Even U.S. Shale Still Facing Challenges
The U.S. shale gas boom faces its own challenges, of course, primarily from environmental groups pressuring regulators to limit or altogether kill fracking operations. So far, New York is the only state that has placed a moratorium on the practice while conducting its own study and review of the research. Unlike New York, Pennsylvania, Texas, North Dakota, Montana, Ohio, California and Wyoming have embraced the wealth pumped into their states via fracking operations.
It seems that no amount of study will ever be enough for the environmental groups, who persist in perpetuating myths and misinformation about fracking that are not supported by credible research. Studies like the Energy Institute at the University of Texas at Austin’s 2012 : “Fact-Based Regulation for Environmental Protection in Shale Gas Development,” an exhaustive audit of the claims versus the facts that found no direct evidence of health impacts associated with fracking chemicals, are dismissed by anti-fracking groups. Similarly, a 2011 study by Duke University concluded “We found no evidence for contamination of drinking-water samples with deep saline brines or fracturing fluids.”
It doesn’t matter who’s behind the research, though that’s often a point of contention. However, an environmental organization, The Pacific Institute, also could not find clear evidence of contamination from fracking. The nonprofit organization, whose stated purpose is to “create a healthier planet and sustainable communities,” tackled the question of fracking’s impact on water resources in its June 2012 report. Noting that there are numerous anecdotal accounts of various water sources polluted by fracking and/or adverse health effects caused by fracking pollutants, the report states, “Most significantly, a lack of credible and comprehensive data and information is a major impediment to identify or clearly assess the key water-related risks associated with hydraulic fracturing and to develop sound policies to minimize those risks…the discourse around the issue is largely driven by opinion.”
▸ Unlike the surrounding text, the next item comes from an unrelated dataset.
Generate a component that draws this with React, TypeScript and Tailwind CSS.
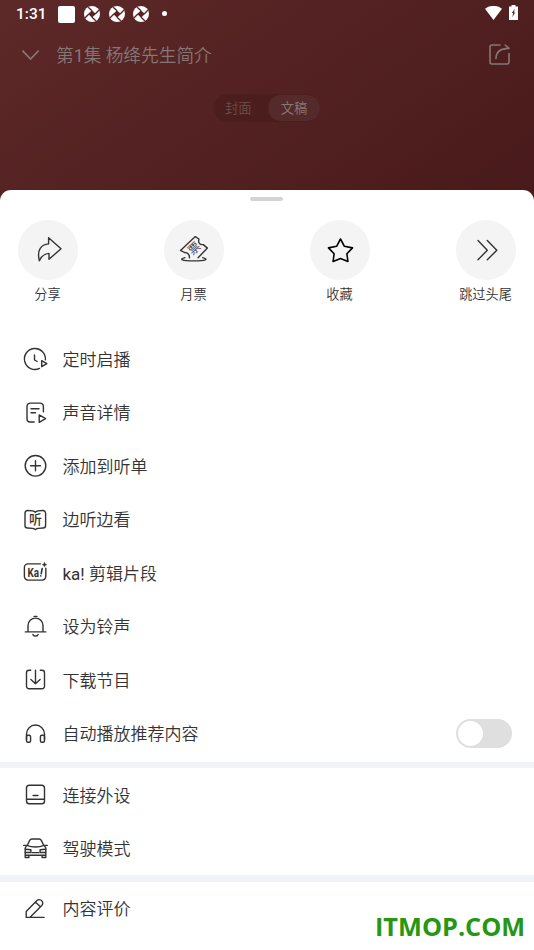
import type { ReactNode } from 'react'

const cjk = "font-[Roboto,'Noto_Sans_CJK_SC',sans-serif]"

function Icon({ children, size = 24 }: { children: ReactNode; size?: number }) {
  return (
    <svg
      width={size}
      height={size}
      viewBox={`0 0 ${size} ${size}`}
      fill="none"
      stroke="currentColor"
      strokeWidth="1.4"
      strokeLinecap="round"
      strokeLinejoin="round"
      className="shrink-0 overflow-visible"
    >
      {children}
    </svg>
  )
}

const actions = [
  {
    label: '分享',
    icon: (
      <path d="M15.6 2.8 28 13.7 16 24.3v-5.9c-4.8.2-7.4 2.6-9.6 7.4C3.6 15.5 8 9.3 15.6 8.9Z" />
    ),
  },
  {
    label: '月票',
    icon: (
      <>
        <path d="M10.4 22.9c.3-3.5-1.6-5.3-4.9-5.4L1.5 15.4 16.3 1.6l3.600 2.400c-1 3.800.8 6 4.400 5.600l4.100 3.500-9.300 9.600" />
        <path d="M6 22.600c-6 1.600-4 3.300 8.800 3.300s14.900-1.700 8.900-3.300" />
        <text x="15" y="17.600" fontSize="12" textAnchor="middle" fill="currentColor" stroke="none" transform="rotate(-42 15 13.300)">票</text>
      </>
    ),
  },
  {
    label: '收藏',
    icon: (
      <path
        className="stroke-black"
        strokeWidth="1.6"
        d="m15.500 4 3.900 7.300 8.100 1.600-5.600 5.900 1 7.600-7.400-2.800-7.400 2.800 1-7.600L3.500 12.900l8.100-1.600Z"
      />
    ),
  },
  { label: '跳过头尾', icon: <path d="m7 5.500 9.300 9.700L7 24.800M16.300 5.500l9.500 9.700-9.500 9.600" /> },
]

const mainItems = [
  {
    label: '定时启播',
    icon: (
      <>
        <path d="M22.400 12.800A10.500 10.500 0 1 0 16.500 21.400" />
        <path d="M11.500 8v5l2.700 1.500M18.700 13.700l5.100 3-5.100 3Z" />
      </>
    ),
  },
  {
    label: '声音详情',
    icon: (
      <>
        <path d="M20.400 10.900V5.500A3.400 3.400 0 0 0 17 2.100H7.400A3.400 3.400 0 0 0 4 5.500V18a3 3 0 0 0 3 3h4.200" />
        <path d="M8 7.700h8M8 11.700h4.500M16.200 13.900l6.400 3.700-6.400 3.700Z" />
      </>
    ),
  },
  {
    label: '添加到听单',
    icon: (
      <>
        <circle cx="12.500" cy="11.800" r="10.300" />
        <path d="M7.500 11.800h10M12.500 6.800v10" />
      </>
    ),
  },
  {
    label: '边听边看',
    icon: (
      <>
        <path d="M12.300 4.200C11 2.900 9.300 2.500 4.800 2.500A2.800 2.800 0 0 0 2 5.300v12.200A2.500 2.500 0 0 0 4.500 20c3.800 0 6.300.2 7.800 1.500 1.500-1.300 4-1.500 7.800-1.500a2.500 2.500 0 0 0 2.500-2.500V5.300a2.800 2.800 0 0 0-2.800-2.800c-4.500 0-6.200.4-7.500 1.700Z" />
        <text x="12.600" y="16.400" fontSize="13" fontWeight="500" textAnchor="middle" fill="currentColor" stroke="none">听</text>
      </>
    ),
  },
  {
    label: (
      <>
        <span className="font-normal">ka! </span>剪辑片段
      </>
    ),
    icon: (
      <>
        <path d="M17.400 2.900H4.900A3.500 3.500 0 0 0 1.400 6.400v9.200a3.500 3.500 0 0 0 3.500 3.500h14.400a3.500 3.500 0 0 0 3.500-3.500V7.200" />
        <path fill="currentColor" strokeWidth=".6" d="M21.500 1.600 22.200 3.100 23.700 3.700l-1.500.6-.7 1.500-.7-1.500-1.500-.6 1.500-.6Z" />
        <text x="4.400" y="15.600" fontSize="12" fontWeight="700" textLength="11.500" lengthAdjust="spacingAndGlyphs" fill="currentColor" stroke="none">Ka</text>
        <path strokeWidth="1.600" d="m19.200 7.500-1 5.200M17.800 14.900v.1" />
      </>
    ),
  },
  {
    label: '设为铃声',
    icon: (
      <path d="M2.300 16.900h20.500M5 16.700V10.600a7.500 7.500 0 0 1 15 0V16.700M11.100 1.400h2.800M9.900 19.600c1.200 2 4 2 5.200 0" />
    ),
  },
  {
    label: '下载节目',
    icon: (
      <path d="M7.700 2.300H6A2.500 2.500 0 0 0 3.500 4.800v13.400A2.500 2.500 0 0 0 6 20.700h13a2.500 2.500 0 0 0 2.500-2.500V4.800A2.500 2.500 0 0 0 19 2.300h-1.700M12.500 2.300v13.300M7.900 11.500l4.600 4.200 4.600-4.200" />
    ),
  },
  {
    label: '自动播放推荐内容',
    toggle: true,
    icon: (
      <>
        <path d="M3.500 17.500V12a9 9 0 0 1 18 0v5.500" />
        <rect x="3.500" y="13.300" width="4.100" height="6.900" rx="1.500" />
        <rect x="17.400" y="13.300" width="4.100" height="6.900" rx="1.500" />
      </>
    ),
  },
]

const deviceItems = [
  {
    label: '连接外设',
    icon: (
      <>
        <rect x="3.500" y="2.200" width="18" height="18.600" rx="2.800" />
        <path d="M3.600 16.200h17.800M10.100 12.500h4.800" />
      </>
    ),
  },
  {
    label: '驾驶模式',
    icon: (
      <>
        <path d="M4.200 8.500 6.700 3.400A2.500 2.500 0 0 1 8.900 2h7.200a2.500 2.500 0 0 1 2.200 1.400l2.500 5.100M.7 8.400h2.900c5.500 2 12.300 2 17.800 0h2.900M3.700 8.500 2.200 11v9.500h3.700v-2.300M21.300 8.500l1.500 2.500v9.500h-3.700v-2.300M2.200 18.200h20.600M9 15.600h7" />
        <path d="m2.300 12.200 5.600.6v2.700H2.300M22.700 12.200l-5.600.6v2.700h5.600" />
      </>
    ),
  },
]

function Row({ label, icon, toggle }: { label: ReactNode; icon: ReactNode; toggle?: boolean }) {
  return (
    <div className="flex h-[53.5px] items-center pr-[22px] pl-[23px]">
      <Icon>{icon}</Icon>
      <span className="ml-[15.5px] pt-px text-[17px] leading-6 whitespace-pre">{label}</span>
      {toggle && (
        <div className="ml-auto flex h-[29px] w-14 items-center rounded-full bg-[#dfdfdf] pl-0.5">
          <div className="size-[25px] rounded-full bg-white" />
        </div>
      )}
    </div>
  )
}

function Swirl() {
  return (
    <svg width="16" height="16" viewBox="0 0 16 16" className="shrink-0">
      <circle cx="8" cy="8" r="8" fill="#fff" />
      <path d="M8 4.200 11.800 8 8 11.800 4.200 8Z" fill="#572425" />
      <path d="M4.200 1.200 8 4.800M14.800 4.200 11.200 8M11.800 14.800 8 11.200M1.200 11.800 4.800 8" stroke="#572425" strokeWidth="1.300" />
    </svg>
  )
}

function StatusBar() {
  return (
    <div className="flex h-7 items-center pr-4 pl-4 text-white">
      <span className="w-[43px] pt-0.5 text-[15.500px] font-medium">1:31</span>
      <div className="-ml-px size-[17px] rounded-[2px] bg-white" />
      <div className="ml-[9px] flex gap-[8.500px]">
        <Swirl />
        <Swirl />
        <Swirl />
      </div>
      <div className="mb-px ml-[13px] size-[5px] rounded-full bg-white" />
      <svg width="17" height="14" viewBox="0 0 17 14" className="mt-px ml-auto mb-[3px]" fill="currentColor">
        <path d="M0 2.700C5-1 12-1 17 2.700L8.500 14Z" />
      </svg>
      <svg width="9" height="15" viewBox="0 0 9 15" className="mb-[3px] ml-[7px]">
        <path d="M2.500 0h4v1.500H9V15H0V1.500h2.500Z" fill="#fff" />
        <path d="M5.800 3.700 2.800 7.900h1.400l-.9 4.300 2.900-4.800H4.900Z" fill="#572425" />
      </svg>
    </div>
  )
}

export default function App() {
  return (
    <div className={`relative flex h-[950px] w-[534px] flex-col overflow-hidden bg-[linear-gradient(145deg,#5d2828_0px,#491a1b_462px)] font-[350] ${cjk}`}>
      <StatusBar />

      <div className="flex h-[54px] items-center pr-6 pl-[22px] text-[#857775]">
        <svg width="17" height="10" viewBox="0 0 17 10" fill="none" stroke="currentColor" strokeWidth="1.700">
          <path d="m.500.700 8.100 8.300L16.700.700" />
        </svg>
        <span className="ml-[17px] pt-px text-[17.700px] leading-6">
          第<span className="font-normal">1</span>集 杨绛先生简介
        </span>
        <svg width="21" height="21" viewBox="0 0 21 21" className="mb-px ml-auto" fill="none" stroke="currentColor" strokeWidth="1.600" strokeLinecap="round" strokeLinejoin="round">
          <path d="M11 1H3a2 2 0 0 0-2 2v15a2 2 0 0 0 2 2h15a2 2 0 0 0 2-2V9.500" />
          <path d="M7 14.500C7 8.500 11 4.500 20 4.400L16.200 1" />
        </svg>
      </div>

      <div className="mt-3 ml-[214px] flex h-7 w-[106px] items-center rounded-full bg-[#4b1d1d] text-[13.300px]">
        <span className="w-[54px] pt-px pl-[11px] text-[#6c4d4b]">封面</span>
        <span className="flex h-[26px] w-[52px] items-center justify-center rounded-full bg-[#552a2a] pt-px text-[#8c7977]">文稿</span>
      </div>

      <div className="mt-[68px] flex flex-1 flex-col rounded-t-[11px] bg-white text-[#333]">
        <div className="mt-[7px] ml-[250px] h-1 w-[33px] shrink-0 rounded-full bg-[#d3d3d3]" />

        <div className="mt-[19.400px] flex justify-between px-[18px]">
          {actions.map((action) => (
            <div key={action.label} className="flex w-[60px] flex-col items-center">
              <div className="flex size-[60px] items-center justify-center rounded-full bg-[#f4f4f4]">
                <Icon size={30}>{action.icon}</Icon>
              </div>
              <span className="mt-[4.600px] mr-px text-[13.200px] leading-5 whitespace-nowrap">{action.label}</span>
            </div>
          ))}
        </div>

        <div className="mt-[27.500px]">
          {mainItems.map((item, i) => (
            <Row key={i} {...item} />
          ))}
        </div>

        <div className="mt-[1.500px] h-[6.500px] shrink-0 bg-[#f0f4f8]" />
        <div>
          {deviceItems.map((item) => (
            <Row key={item.label} {...item} />
          ))}
        </div>
        <div className="h-[6.500px] shrink-0 bg-[#f0f4f8]" />
        <Row
          label="内容评价"
          icon={
            <path d="M3.200 20.400h17.900M3.200 20.300v-5.700L13.900 3.600a3.300 3.300 0 0 1 2.400-1 3.500 3.500 0 0 1 2.500 5.900L7.100 20.300M12.600 5.200l4.800 4.600" />
          }
        />
      </div>

      <div className="absolute top-[908px] left-[375px] font-['Open_Sans',sans-serif] text-[25.300px] leading-9 font-bold text-[#279612]">
        ITMOP.COM
      </div>
    </div>
  )
}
Yet the anti-fracking movement presses on.
Anti-Fracking Groups Slowing Shale Production
And those in the oil and gas industry are partly responsible for the momentum and success of the anti-fracking message machine. Still playing catch-up, the oil and gas industry has done a poor job getting ahead of and framing the conversation around fracking. The damage is evidenced in the ongoing and never-ending new studies and calls for additional regulations:
In September last year, the House of Representatives proposed a number of new requirements and other measures to the Bureau of Land Management:
§ Public disclosure of the pre- and post-fracturing chemicals and additives
§ Re-assessment of the use of FracFocus.org as the system for the public disclosure of chemicals and consideration of a government-run system that would be subject to open records laws and that would allow the information to be published in an open, searchable format
§ Banning the use of open-air pits to store wastewater from hydraulic fracturing operations
§ Setting up strict guidelines for variances or waivers from the regulations
§ Inclusion of rules relating to set-backs in order to control air pollution
The problem with all of this is that these measures duplicate or are actually more lax than the many state regulations already in place. Current Wyoming regulations, for example, require the pre-fracturing disclosure of all chemical identities and concentrations of each additive used in the hydraulic fracturing process.
Yet, just the mention of more regulation has already hurt exploration in the prolific Bakken Shale in North Dakota, where the number of oil-focused rigs in the state have dropped to its lowest point since July 2011. Operators in the field are concerned that the federal government might decide to get into the business of regulating hydraulic fracturing.
NatGas An Unstoppable Force
Despite these setbacks, the U.S. natural gas market is and will continue to be strong because the real benefits far outweigh the imagined risks: It’s a cleaner source of energy; the U.S. is fortunate to have vast domestic reserves; technologies for accessing it are continually evolving and getting better; and it offers a huge profit potential for not only drilling and production companies, but ancillary operations as well as suppliers and local, state, and national coffers, to name a few.
And, responsible oil and gas companies have been responsive to the concerns of regulators and environmental groups. The industry has worked with legislators to develop regulations designed to ensure the highest level of safety and environmental protection, as well as best practices for well operators.
Many recycle the wastewater produced by fracking, developing their own systems or using recycling services, and others even recycle the residual waste materials to be used as de-icing agents.
Whether other countries may view fracking as a dangerous American export, the practice is opening many to the potential for great wealth and increased national energy independence, and it’s here to stay.